Black Mountain Side 2

A scientific outpost isolated in the frozen waste…an ancient artifact, unearthed and exposed to the light of day for the first time in millennia…a powerful force, free and wild and beyond good and evil, manipulating the neuroses and insanities of the humans around it for its own end. Sound familiar? Yet Nick Szostakiwskyj’s Black Mountain Side is more than a retread of The Thing (John Carpenter’s version, natch). It’s a fine specimen of “cosmic horror” that replaces paranoia with outright madness.

Shane Twerdun and Michael Dickson lead a team of archaeologists stationed in the Yukon’s Taiga Cordillera who uncover a long-buried structure of apparent Mesoamerican origin. The odd thing about that is, of course, that the Canadian Arctic is too far north to uncover anything of Mesoamerican origin. Shortly thereafter, the work team flees in the dead of night, the outside world stops responding to radio signals, and a crew member comes down with a strange illness. After that, things get really bad.

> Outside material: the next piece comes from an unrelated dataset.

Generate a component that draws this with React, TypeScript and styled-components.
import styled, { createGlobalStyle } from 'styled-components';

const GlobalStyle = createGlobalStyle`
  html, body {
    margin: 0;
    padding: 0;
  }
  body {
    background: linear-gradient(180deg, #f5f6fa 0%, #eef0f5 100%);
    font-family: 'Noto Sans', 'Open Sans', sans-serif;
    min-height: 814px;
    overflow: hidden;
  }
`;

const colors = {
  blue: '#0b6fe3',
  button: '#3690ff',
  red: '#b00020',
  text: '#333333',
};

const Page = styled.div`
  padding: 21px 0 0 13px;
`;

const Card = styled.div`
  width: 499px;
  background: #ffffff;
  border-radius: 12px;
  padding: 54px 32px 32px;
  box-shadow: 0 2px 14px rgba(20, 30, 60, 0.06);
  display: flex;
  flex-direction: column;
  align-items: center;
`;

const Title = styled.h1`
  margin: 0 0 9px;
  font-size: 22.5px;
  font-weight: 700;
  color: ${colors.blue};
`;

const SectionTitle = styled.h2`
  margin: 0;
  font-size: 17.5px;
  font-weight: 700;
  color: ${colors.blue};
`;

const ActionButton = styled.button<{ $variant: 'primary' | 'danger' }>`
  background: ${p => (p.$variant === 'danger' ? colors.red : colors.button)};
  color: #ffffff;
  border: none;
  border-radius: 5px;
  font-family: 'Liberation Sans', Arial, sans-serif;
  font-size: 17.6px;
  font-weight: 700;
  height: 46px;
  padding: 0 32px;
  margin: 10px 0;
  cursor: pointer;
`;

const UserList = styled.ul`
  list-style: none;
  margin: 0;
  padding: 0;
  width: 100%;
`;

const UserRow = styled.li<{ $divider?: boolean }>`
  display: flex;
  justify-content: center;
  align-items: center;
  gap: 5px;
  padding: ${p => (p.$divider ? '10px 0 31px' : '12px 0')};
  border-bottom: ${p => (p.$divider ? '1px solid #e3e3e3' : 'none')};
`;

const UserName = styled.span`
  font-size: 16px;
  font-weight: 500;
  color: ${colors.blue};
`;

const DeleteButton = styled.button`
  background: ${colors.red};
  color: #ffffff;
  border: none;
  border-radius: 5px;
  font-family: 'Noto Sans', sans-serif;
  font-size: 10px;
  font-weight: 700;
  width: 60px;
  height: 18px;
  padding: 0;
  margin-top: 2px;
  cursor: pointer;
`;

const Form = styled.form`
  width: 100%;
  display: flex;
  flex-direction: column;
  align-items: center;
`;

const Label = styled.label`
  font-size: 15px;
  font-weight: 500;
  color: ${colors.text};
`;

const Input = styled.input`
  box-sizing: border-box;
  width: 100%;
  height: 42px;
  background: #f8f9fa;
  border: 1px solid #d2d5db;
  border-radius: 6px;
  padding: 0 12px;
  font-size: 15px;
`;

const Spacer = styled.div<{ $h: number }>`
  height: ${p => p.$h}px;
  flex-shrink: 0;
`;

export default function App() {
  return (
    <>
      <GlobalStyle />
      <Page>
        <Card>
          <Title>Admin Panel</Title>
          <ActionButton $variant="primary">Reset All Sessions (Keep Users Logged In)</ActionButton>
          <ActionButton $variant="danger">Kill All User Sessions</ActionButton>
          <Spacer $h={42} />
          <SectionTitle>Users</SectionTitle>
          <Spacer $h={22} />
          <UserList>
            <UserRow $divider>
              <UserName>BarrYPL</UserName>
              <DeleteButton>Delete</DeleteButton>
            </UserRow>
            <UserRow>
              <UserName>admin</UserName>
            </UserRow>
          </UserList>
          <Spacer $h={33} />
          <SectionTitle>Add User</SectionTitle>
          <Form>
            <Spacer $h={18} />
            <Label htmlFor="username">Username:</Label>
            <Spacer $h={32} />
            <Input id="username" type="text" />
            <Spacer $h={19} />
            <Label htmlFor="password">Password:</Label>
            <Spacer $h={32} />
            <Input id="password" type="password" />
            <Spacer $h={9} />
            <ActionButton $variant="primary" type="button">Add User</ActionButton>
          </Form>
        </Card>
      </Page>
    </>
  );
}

Szostakiwskyj soon proves a master of the cinematic environment, giving the camp’s relatively spread-out environs a sense of cloying claustrophobia. The winter wilderness is so engrossing you just might find your local temperature slowly lowering as you watch the film. He also has a keen command of light and shadow, as evidenced by several nighttime exteriors. The effects are quite good, definitely better than one might expect from a low-budget production. The pacing is a bit of a slow burn, but the suspense is so thick you can eat it with a fork.

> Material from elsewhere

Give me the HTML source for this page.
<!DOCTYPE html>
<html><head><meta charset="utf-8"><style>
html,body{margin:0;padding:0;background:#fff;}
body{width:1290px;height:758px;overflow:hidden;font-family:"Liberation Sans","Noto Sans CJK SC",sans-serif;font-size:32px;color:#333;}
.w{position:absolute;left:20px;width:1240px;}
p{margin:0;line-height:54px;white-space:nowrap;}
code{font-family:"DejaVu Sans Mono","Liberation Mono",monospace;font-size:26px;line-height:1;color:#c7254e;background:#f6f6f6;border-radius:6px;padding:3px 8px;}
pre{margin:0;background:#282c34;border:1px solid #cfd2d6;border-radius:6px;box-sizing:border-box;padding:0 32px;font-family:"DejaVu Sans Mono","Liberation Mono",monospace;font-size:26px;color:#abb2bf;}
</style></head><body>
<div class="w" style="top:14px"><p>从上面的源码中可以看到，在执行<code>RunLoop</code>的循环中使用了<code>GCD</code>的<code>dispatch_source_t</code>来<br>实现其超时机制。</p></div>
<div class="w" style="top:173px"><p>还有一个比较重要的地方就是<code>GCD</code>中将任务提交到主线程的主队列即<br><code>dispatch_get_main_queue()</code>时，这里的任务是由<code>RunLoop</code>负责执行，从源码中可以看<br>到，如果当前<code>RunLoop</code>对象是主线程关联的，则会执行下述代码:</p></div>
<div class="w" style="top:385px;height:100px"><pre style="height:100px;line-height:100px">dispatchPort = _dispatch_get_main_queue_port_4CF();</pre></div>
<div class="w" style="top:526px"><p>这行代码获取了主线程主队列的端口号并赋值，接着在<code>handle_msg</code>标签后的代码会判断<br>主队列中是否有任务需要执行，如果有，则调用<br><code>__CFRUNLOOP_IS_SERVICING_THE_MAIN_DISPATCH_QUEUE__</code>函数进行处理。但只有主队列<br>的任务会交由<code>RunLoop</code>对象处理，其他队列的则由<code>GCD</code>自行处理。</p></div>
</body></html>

While the film doesn’t shy away from the visceral, the true horror comes not from the gore but from creeping, existential terror. The puny human mind isn’t built to comprehend the nature of reality, and in the presence of the truly cosmic, it snaps like a toothpick. Indeed, Black Mountain Side could be one of the most effective portrayals of the Lovecraftian ethos yet committed to film–the influence is obvious, even if the C-word (“Cthulhu”) is never uttered. Your mileage may vary when it comes to Szostakiwskyj’s visual interpretation of this awesome force: to me, it was wrong enough to work, but some audiences might find it comical.

Regardless, the “human vs. human” is as important as “human vs. cosmic” when it comes to the film’s conflicts. Twerdun and Dickson head a fine ensemble cast, although some of the supporting players occasionally get lost in the shuffle. Very little backstory comes into play, so most of the character development stems from the chemistry between the actors. You can readily believe that many of the crew members have worked together for years–and Dickson, playing a government-mandated outsider, stands appropriately aloof from them. Standout supporting players include Marc Anthony Williams, Carl Toftfelt, and Nathaniel Gordon as the voice of…well…a voice, at any rate.

Black Mountain Side is one of the best horror films I’ve seen in 2014–the perfect combination of story, location and atmosphere, and sure to please horror fans of all stripes. Don’t let it pass you by.